This last module was built and presented by the team from the Uber Advanced Technologies Group. They presented the Model Predictive Control as one of the core control algorithms that autonomous vehicles use.

Model Predictive Control

The MPC considers the task of following a trajectory as an optimization problem in which the solution is the path the car should take. The idea is to simulate different actuator inputs (steering, acceleration and braking) and predict a resulting trajectory by selecting the one with the minimum cost. The car follows that trajectory and gets new input to calculate a new set of trajectories to optimize. The model utilizes the called “receding horizon controller” which performs a trajectory recalculation for every new state, since the defined trajectory is just an approximation.

Trajectory

The trajectory parameters are the number of time steps N separated in time bydt. It’s not necessary to use a large number of steps since the algorithm recalculates the trajectory on every step.
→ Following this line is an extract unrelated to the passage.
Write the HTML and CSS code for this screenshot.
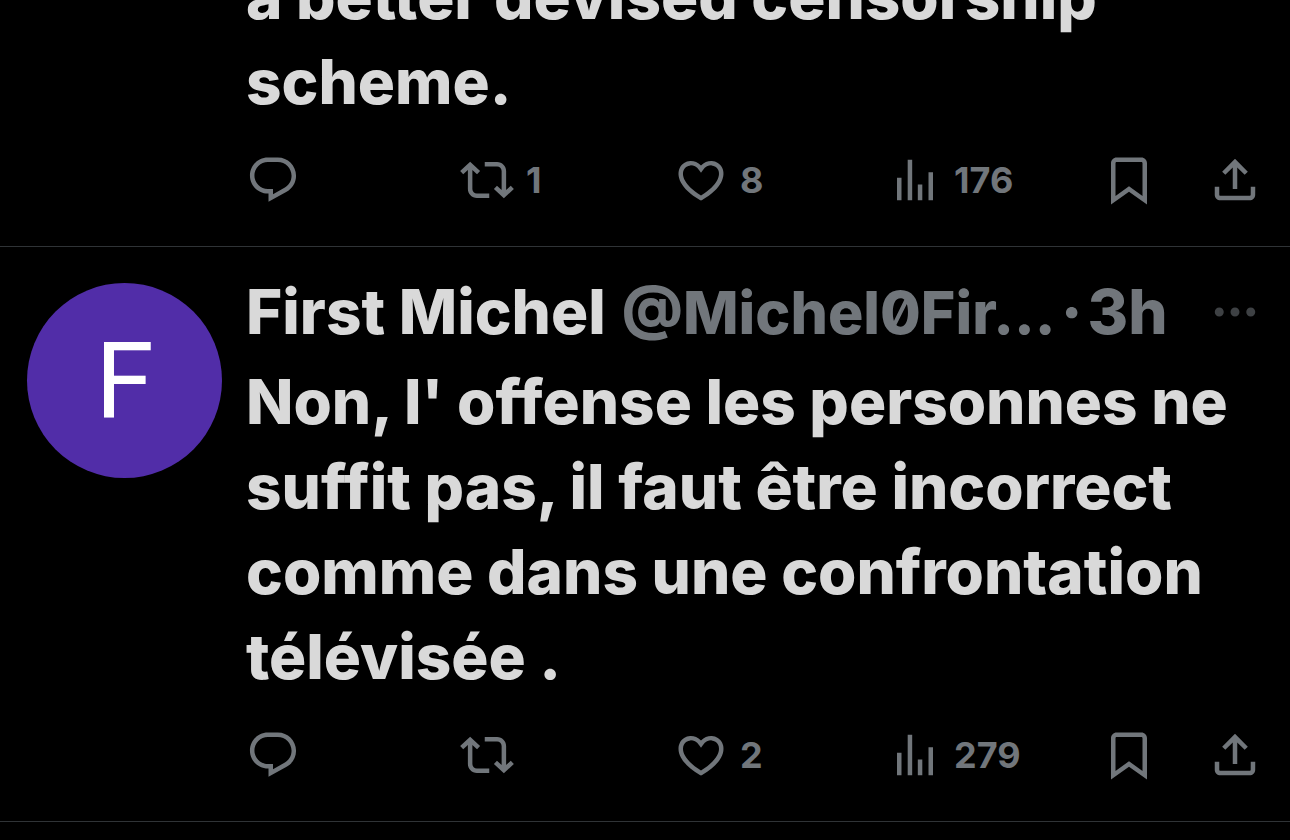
FILE: index.html
```
<!DOCTYPE html>
<html lang="fr">
<head>
    <meta charset="UTF-8">
    <meta name="viewport" content="width=device-width, initial-scale=1.0">
    <title>First Michel</title>
    <link rel="stylesheet" href="styles.css">
</head>
<body>

<!-- Shared icons -->
<svg class="sprite" aria-hidden="true">
    <symbol id="reply" viewBox="0 0 24 24"><path d="M1.751 10c0-4.42 3.584-8 8.005-8h4.366c4.49 0 8.129 3.64 8.129 8.13 0 2.96-1.607 5.68-4.196 7.11l-8.054 4.46v-3.69h-.067c-4.49.1-8.183-3.51-8.183-8.01zm8.005-6c-3.317 0-6.005 2.69-6.005 6 0 3.37 2.77 6.08 6.138 6.01l.351-.01h1.761v2.3l5.087-2.81c1.951-1.08 3.163-3.13 3.163-5.36 0-3.39-2.744-6.13-6.129-6.13H9.756z"/></symbol>
    <symbol id="repost" viewBox="0 0 24 24"><path d="M4.5 3.88l4.432 4.14-1.364 1.46L5.5 7.55V16c0 1.1.896 2 2 2H13v2H7.5c-2.209 0-4-1.79-4-4V7.55L1.432 9.48.068 8.02 4.5 3.88zM16.5 6H11V4h5.5c2.209 0 4 1.79 4 4v8.45l2.068-1.93 1.364 1.46-4.432 4.14-4.432-4.14 1.364-1.46 2.068 1.93V8c0-1.1-.896-2-2-2z"/></symbol>
    <symbol id="like" viewBox="0 0 24 24"><path d="M16.697 5.5c-1.222-.06-2.679.51-3.89 2.16l-.805 1.09-.806-1.09C9.984 6.01 8.526 5.44 7.304 5.5c-1.243.07-2.349.78-2.91 1.91-.552 1.12-.633 2.78.479 4.82 1.074 1.97 3.257 4.27 7.129 6.61 3.87-2.34 6.052-4.64 7.126-6.61 1.111-2.04 1.03-3.7.477-4.82-.561-1.13-1.666-1.84-2.908-1.91zm4.187 7.69c-1.351 2.48-4.001 5.12-8.379 7.67l-.503.3-.504-.3c-4.379-2.55-7.029-5.19-8.382-7.67-1.36-2.5-1.41-4.86-.514-6.67.887-1.79 2.647-2.91 4.601-3.01 1.651-.09 3.368.56 4.798 2.01 1.429-1.45 3.146-2.1 4.796-2.01 1.954.1 3.714 1.22 4.601 3.01.896 1.81.846 4.17-.514 6.67z"/></symbol>
    <symbol id="views" viewBox="0 0 24 24"><path d="M8.75 21V3h2v18h-2zM18 21V8.5h2V21h-2zM4 21l.004-10h2L6 21H4zm9.248 0v-7h2v7h-2z"/></symbol>
    <symbol id="bookmark" viewBox="0 0 24 24"><path d="M4 4.5C4 3.12 5.119 2 6.5 2h11C18.881 2 20 3.12 20 4.5v18.44l-8-5.71-8 5.71V4.5zM6.5 4c-.276 0-.5.22-.5.5v14.56l6-4.29 6 4.29V4.5c0-.28-.224-.5-.5-.5h-11z"/></symbol>
    <symbol id="share" viewBox="0 0 24 24"><path d="M12 2.59l5.7 5.7-1.41 1.42L13 6.41V16h-2V6.41l-3.3 3.3-1.41-1.42L12 2.59zM21 15l-.02 3.51c0 1.38-1.12 2.49-2.5 2.49H5.5C4.11 21 3 19.88 3 18.5V15h2v3.5c0 .28.22.5.5.5h12.98c.28 0 .5-.22.5-.5L19 15h2z"/></symbol>
    <symbol id="more" viewBox="0 0 24 24"><path d="M3 12c0-1.1.9-2 2-2s2 .9 2 2-.9 2-2 2-2-.9-2-2zm9 2c1.1 0 2-.9 2-2s-.9-2-2-2-2 .9-2 2 .9 2 2 2zm7 0c1.1 0 2-.9 2-2s-.9-2-2-2-2 .9-2 2 .9 2 2 2z"/></symbol>
</svg>

<main class="feed">
    <article class="tweet">
        <div class="avatar-column"></div>
        <div class="content">
            <p class="text" lang="en">a better devised censorship scheme.</p>
            <div class="actions">
                <button type="button" class="action" aria-label="Répondre"><svg class="icon"><use href="#reply"/></svg></button>
                <button type="button" class="action" aria-label="Reposter"><svg class="icon"><use href="#repost"/></svg><span>1</span></button>
                <button type="button" class="action" aria-label="J'aime"><svg class="icon"><use href="#like"/></svg><span>8</span></button>
                <a href="#" class="action" aria-label="Vues"><svg class="icon"><use href="#views"/></svg><span>176</span></a>
                <div class="tools">
                    <button type="button" aria-label="Signet"><svg class="icon"><use href="#bookmark"/></svg></button>
                    <button type="button" aria-label="Partager"><svg class="icon"><use href="#share"/></svg></button>
                </div>
            </div>
        </div>
    </article>

    <article class="tweet">
        <div class="avatar-column">
            <a href="#" class="avatar">F</a>
        </div>
        <div class="content">
            <header class="author">
                <a href="#" class="name">First Michel</a>
                <a href="#" class="handle">@Michel0Fir...</a>
                <span class="dot">·</span>
                <a href="#" class="time">3h</a>
                <button type="button" class="more" aria-label="Plus"><svg class="icon"><use href="#more"/></svg></button>
            </header>
            <p class="text">Non, l' offense les personnes ne suffit pas, il faut être incorrect comme dans une confrontation télévisée .</p>
            <div class="actions">
                <button type="button" class="action" aria-label="Répondre"><svg class="icon"><use href="#reply"/></svg></button>
                <button type="button" class="action" aria-label="Reposter"><svg class="icon"><use href="#repost"/></svg></button>
                <button type="button" class="action" aria-label="J'aime"><svg class="icon"><use href="#like"/></svg><span>2</span></button>
                <a href="#" class="action" aria-label="Vues"><svg class="icon"><use href="#views"/></svg><span>279</span></a>
                <div class="tools">
                    <button type="button" aria-label="Signet"><svg class="icon"><use href="#bookmark"/></svg></button>
                    <button type="button" aria-label="Partager"><svg class="icon"><use href="#share"/></svg></button>
                </div>
            </div>
        </div>
    </article>
</main>

</body>
</html>
```
FILE: styles.css
```
* {
    box-sizing: border-box;
}
body {
    margin: 0;
    background-color: #000;
    color: #D9D9D9;
    font-family: Inter, sans-serif;
    font-size: 62px;
    font-weight: 800;
    overflow: hidden;
}
a {
    color: inherit;
    text-decoration: none;
}
button {
    padding: 0;
    border: none;
    background: none;
    color: inherit;
    font: inherit;
    cursor: pointer;
}
.sprite {
    display: none;
}
.icon {
    display: block;
    flex: none;
    width: 54px;
    height: 54px;
    fill: currentColor;
}
/* the feed is scrolled a little into the first tweet */
.feed {
    margin-top: -82px;
}
.tweet {
    display: flex;
    gap: 24px;
    padding: 36px 28px 39px 27px;
    border-bottom: 1px solid #2F3336;
}
.avatar-column {
    flex: none;
    width: 195px;
}
.avatar {
    display: flex;
    align-items: center;
    justify-content: center;
    height: 195px;
    border-radius: 50%;
    background-color: #512DA8;
    color: #FFF;
    font-family: Roboto, sans-serif;
    font-size: 106px;
    font-weight: 400;
}
.content {
    flex: 1;
    min-width: 0;
}
.author {
    display: flex;
    align-items: baseline;
    height: 58px;
    margin-bottom: 18px;
    color: #71767B;
    line-height: 58px;
    white-space: nowrap;
}
.name {
    margin-right: 16px;
    color: #D9D9D9;
}
.handle {
    font-size: 59px;
    font-feature-settings: "zero";
}
.dot {
    margin: 0 5px;
}
.more {
    align-self: center;
    margin-left: auto;
    color: #3E4144;
}
.text {
    margin: 0;
    line-height: 85px;
}
.actions {
    display: flex;
    align-items: center;
    margin-top: 29px;
    color: #71767B;
    font-size: 36px;
    font-weight: 700;
}
.action {
    display: flex;
    flex: 1;
    align-items: center;
    gap: 12px;
}
.tools {
    display: flex;
    gap: 52px;
}
```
Besides, a large N is more costly to compute. Running the algorithm with values greater than 20 caused the car to go off-track. Same for dt, smaller time steps are more costly but larger values mean a lot of things happen between each calculation. Larger values, of for example, 0.1 caused the car run off-track.
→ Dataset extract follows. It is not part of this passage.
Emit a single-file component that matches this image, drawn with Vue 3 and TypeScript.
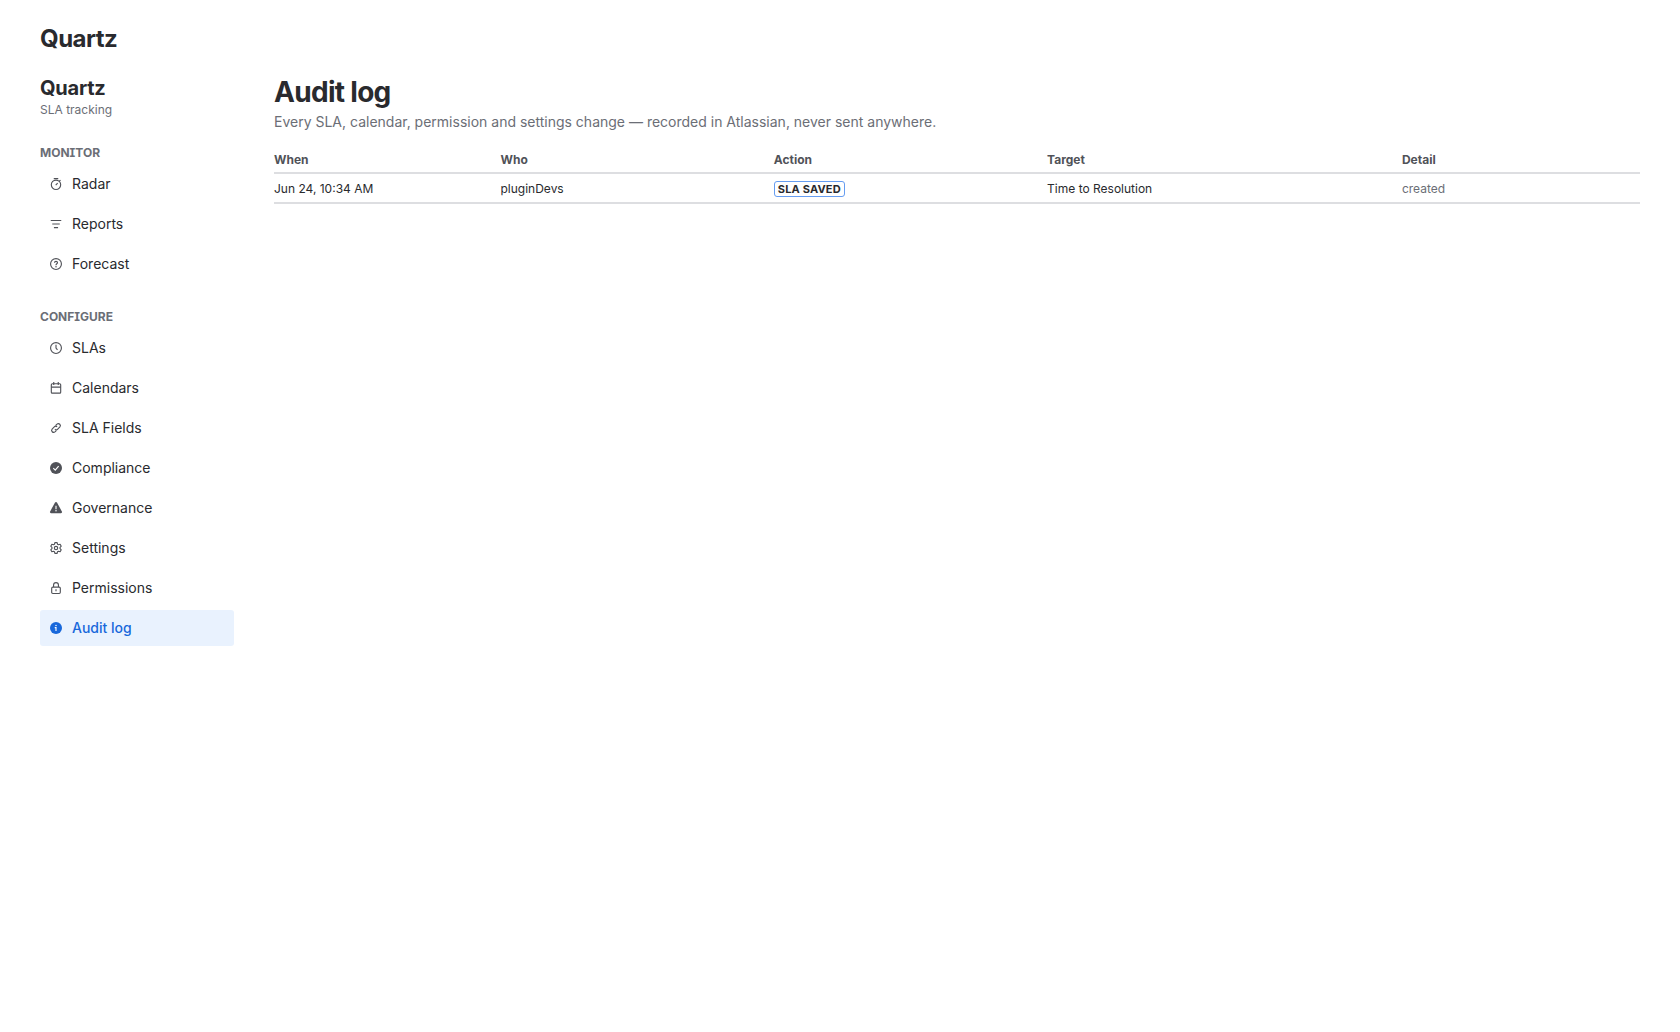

// Set the timestep length and durationsize_t N = 12;double dt = 0.06;

Vehicle Model

This is the set of equations describing the system behavior the updates across dt. In this case we used a simplified kinematic model defined by a state of six parameters:

  • x, y — position.
  • psi(ψ) — orientation.
  • v — velocity.
  • cte — cross-track error. The difference between the trajectory defined by the waypoints and the current vehicle position y in the coordinate space of the vehicle.
  • epsi (eψ) — orientation error.
// equations for the model:
x_[t] = x[t-1] + v[t-1] * cos(psi[t-1]) * dt
y_[t] = y[t-1] + v[t-1] * sin(psi[t-1]) * dt
psi_[t] = psi[t-1] + v[t-1] / Lf * delta[t-1] * dt
v_[t] = v[t-1] + a[t-1] * dt
cte[t] = f(x[t-1]) - y[t-1] + v[t-1] * sin(epsi[t-1]) * dt
epsi[t] = psi[t] - psides[t-1] + v[t-1] * delta[t-1] / Lf * dt

Actuator constraints

These are limiting parameters defined by the design of the vehicle and fundamental physics — e.g. a car never makes a hard 90° turn. This is called a nonholonomic model. In our case:

  • a — acceleration is in the range [-1, 1] = [full brake, full throttle]
  • delta — steering angle is in the range [-25°, 25°]

Cost Function

The cost function penalizes state — velocity, cross-track and orientation errors. We also include the control input so to penalize the magnitude of the input and its change rate. This will allow for some temporal smoothness (e.g during lane changes).

To calculate the total cost we include a constant multiplier to each factor. We’re able then to refine the car behavior in the simulator.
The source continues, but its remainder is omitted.